- [Stated task] Copy out the data exactly, leaving the pictures behind.

- [Dataset section]
>> Start

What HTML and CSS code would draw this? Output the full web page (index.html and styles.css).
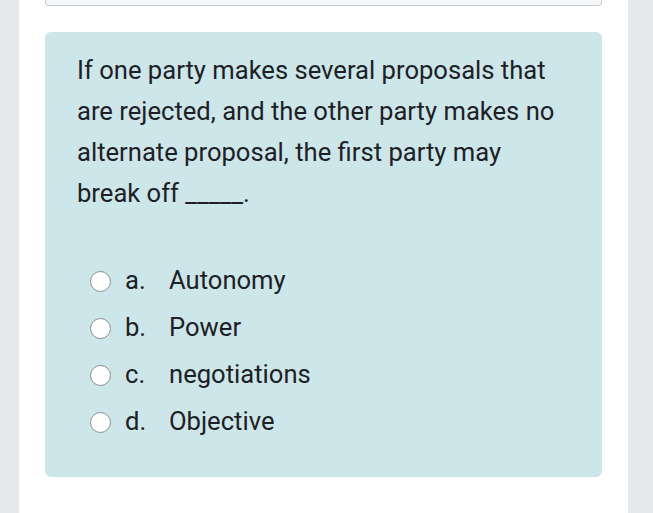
FILE: index.html
```html
<!DOCTYPE html>
<html>
<head>
<meta charset="utf-8">
<link rel="stylesheet" href="styles.css">
</head>
<body>
<div class="page">
  <div class="prev-box"></div>
  <div class="question">
    <p class="qtext">If one party makes several proposals that are rejected, and the other party makes no alternate proposal, the first party may break off _____.</p>
    <div class="answers">
      <div class="opt"><span class="radio"></span><span class="letter">a.</span><span class="label">Autonomy</span></div>
      <div class="opt"><span class="radio"></span><span class="letter">b.</span><span class="label">Power</span></div>
      <div class="opt"><span class="radio"></span><span class="letter">c.</span><span class="label">negotiations</span></div>
      <div class="opt"><span class="radio"></span><span class="letter">d.</span><span class="label">Objective</span></div>
    </div>
  </div>
</div>
</body>
</html>
```

FILE: styles.css
```css
html, body {
  margin: 0;
  padding: 0;
  height: 100%;
}
body {
  background: #e6e9ec;
  font-family: Roboto, "Liberation Sans", sans-serif;
  color: #1d2125;
}
.page {
  margin-left: 19px;
  width: 609px;
  min-height: 100%;
  background: #ffffff;
  padding: 0 26px 0 26px;
  box-sizing: border-box;
}
.prev-box {
  height: 5px;
  border: 1px solid #c5ccd3;
  border-top: none;
  border-radius: 0 0 4px 4px;
  background: #f5f6f8;
}
.question {
  margin-top: 26px;
  background: #cde6ea;
  border-radius: 6px;
  height: 445px;
  box-sizing: border-box;
  padding: 18px 32px 0 32px;
}
.qtext {
  margin: 0;
  font-size: 25.6px;
  line-height: 41px;
  padding-right: 10px;
}
.answers {
  margin-top: 46px;
  display: flex;
  flex-direction: column;
  gap: 6px;
}
.opt {
  display: flex;
  align-items: flex-start;
  font-size: 25.6px;
  line-height: 41px;
  padding-left: 13px;
}
.radio {
  width: 19px;
  height: 19px;
  margin-top: 10.5px;
  border: 1.5px solid #8a8d91;
  border-radius: 50%;
  background: #fff;
  flex: none;
}
.letter {
  margin-left: 14px;
  width: 44px;
}
```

>> End

- [Completed task]
What HTML and CSS code would draw this? Output the full web page (index.html and styles.css).
FILE: index.html
```html
<!DOCTYPE html>
<html>
<head>
<meta charset="utf-8">
<link rel="stylesheet" href="styles.css">
</head>
<body>
<div class="page">
  <div class="prev-box"></div>
  <div class="question">
    <p class="qtext">If one party makes several proposals that are rejected, and the other party makes no alternate proposal, the first party may break off _____.</p>
    <div class="answers">
      <div class="opt"><span class="radio"></span><span class="letter">a.</span><span class="label">Autonomy</span></div>
      <div class="opt"><span class="radio"></span><span class="letter">b.</span><span class="label">Power</span></div>
      <div class="opt"><span class="radio"></span><span class="letter">c.</span><span class="label">negotiations</span></div>
      <div class="opt"><span class="radio"></span><span class="letter">d.</span><span class="label">Objective</span></div>
    </div>
  </div>
</div>
</body>
</html>
```

FILE: styles.css
```css
html, body {
  margin: 0;
  padding: 0;
  height: 100%;
}
body {
  background: #e6e9ec;
  font-family: Roboto, "Liberation Sans", sans-serif;
  color: #1d2125;
}
.page {
  margin-left: 19px;
  width: 609px;
  min-height: 100%;
  background: #ffffff;
  padding: 0 26px 0 26px;
  box-sizing: border-box;
}
.prev-box {
  height: 5px;
  border: 1px solid #c5ccd3;
  border-top: none;
  border-radius: 0 0 4px 4px;
  background: #f5f6f8;
}
.question {
  margin-top: 26px;
  background: #cde6ea;
  border-radius: 6px;
  height: 445px;
  box-sizing: border-box;
  padding: 18px 32px 0 32px;
}
.qtext {
  margin: 0;
  font-size: 25.6px;
  line-height: 41px;
  padding-right: 10px;
}
.answers {
  margin-top: 46px;
  display: flex;
  flex-direction: column;
  gap: 6px;
}
.opt {
  display: flex;
  align-items: flex-start;
  font-size: 25.6px;
  line-height: 41px;
  padding-left: 13px;
}
.radio {
  width: 19px;
  height: 19px;
  margin-top: 10.5px;
  border: 1.5px solid #8a8d91;
  border-radius: 50%;
  background: #fff;
  flex: none;
}
.letter {
  margin-left: 14px;
  width: 44px;
}
```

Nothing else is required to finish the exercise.